Before removal of the Muscogee people from Alabama in the 1830s, the Muscogee Nation Confederacy included more than 44 different tribal towns. The Alabama and Quassarte peoples made up six to eight of those towns. Facing increasing encroachment by European-American settlers, some of the Quassarte and Alabama peoples moved into Louisiana and Texas in the late 18th century and early 19th century. These emigrants and their descendants formed what are today the federally recognized Coushatta Tribe of Louisiana and the Alabama–Coushatta Tribe of Texas.

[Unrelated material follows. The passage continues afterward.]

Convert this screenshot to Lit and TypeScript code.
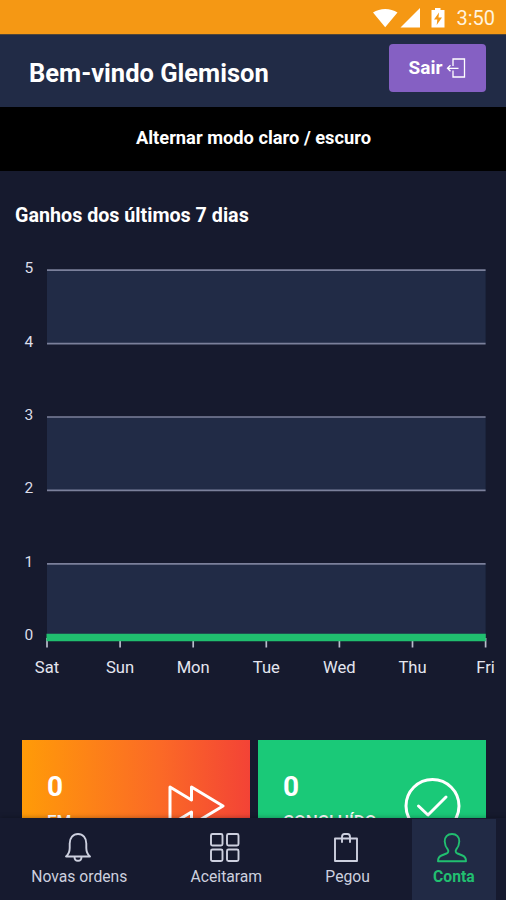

Those who stayed in Alabama joined forces and became a single town. The Indian Removal Act of 1830 forced the tribal town, along with the rest of the Muscogee, to Indian Territory west of the Mississippi River. They settled in what would become Hughes, McIntosh, Okfuskee, and Seminole counties. The Dawes Allotment Act of 1887 and the Curtis Act of 1898, intended to increase assimilation, provided for allotments of land to individual households from the communal reservation lands and sale of the "surplus"; in addition, it required the extinguishing of tribal governments and courts. The Bureau of Indian Affairs took an increased role on the reservations.

The Alabama–Quassarte Tribal Town maintained its cultural identity. It practiced traditional dances and beliefs at the Alabama Ceremonial Grounds near Wetumka. Other Native American peoples also survived culturally and preserved their religious practices. The town took the opportunity afforded by the federal Indian Reorganization Act of 1934 under the President Franklin D. Roosevelt administration and the Oklahoma Indian Welfare Act of 1936 to set up a government. It organized as a distinct, federally recognized tribe in April 1939. Due to its historic relationship with the Muscogee Creek Nation, which became federally recognized in 1972, tribal citizens can maintain dual citizenship in both tribes.

==Government==
The Alabama–Quassarte Tribal Town is headquartered in Wetumka, Oklahoma. Its tribal jurisdictional area, as opposed to a reservation, spans Creek, Hughes, Mayes, McIntosh, Muskogee, Okfuskee, Okmulgee, Rogers, Seminole, Tulsa, and Wagoner counties in Oklahoma.

The Alabama–Quassarte Tribal Town is governed by a chief, second chief, secretary, floor speaker, solicitor, chairman of the governing committee, and the governing committee itself, with twelve elected members. Their current administration is:
- Chief: Samuel Marshall Jr.
- Second Chief: Lena Wind

Tribal enrollment is based on lineal descent from 1890 and 1895 tribal rolls. It does not require a minimum blood quantum, but dictates that as long as you can trace your lineage through one or both parents who were citizens of the tribe at the time of your birth, citizenship can be granted to you. Certain federal benefits for qualified Native Americans, such as educational scholarships, do require certain blood quantum.

The tribe maintains a close relationship with the Muscogee Creek Nation and falls under the jurisdiction of their tribal courts. Some citizens are dually enrolled in the Muscogee Nation.

==Economic development==
The Alabama–Quassarte Tribal Town operates a tribal housing program and a gaming center (Red Hawk Gaming) in Wetumka.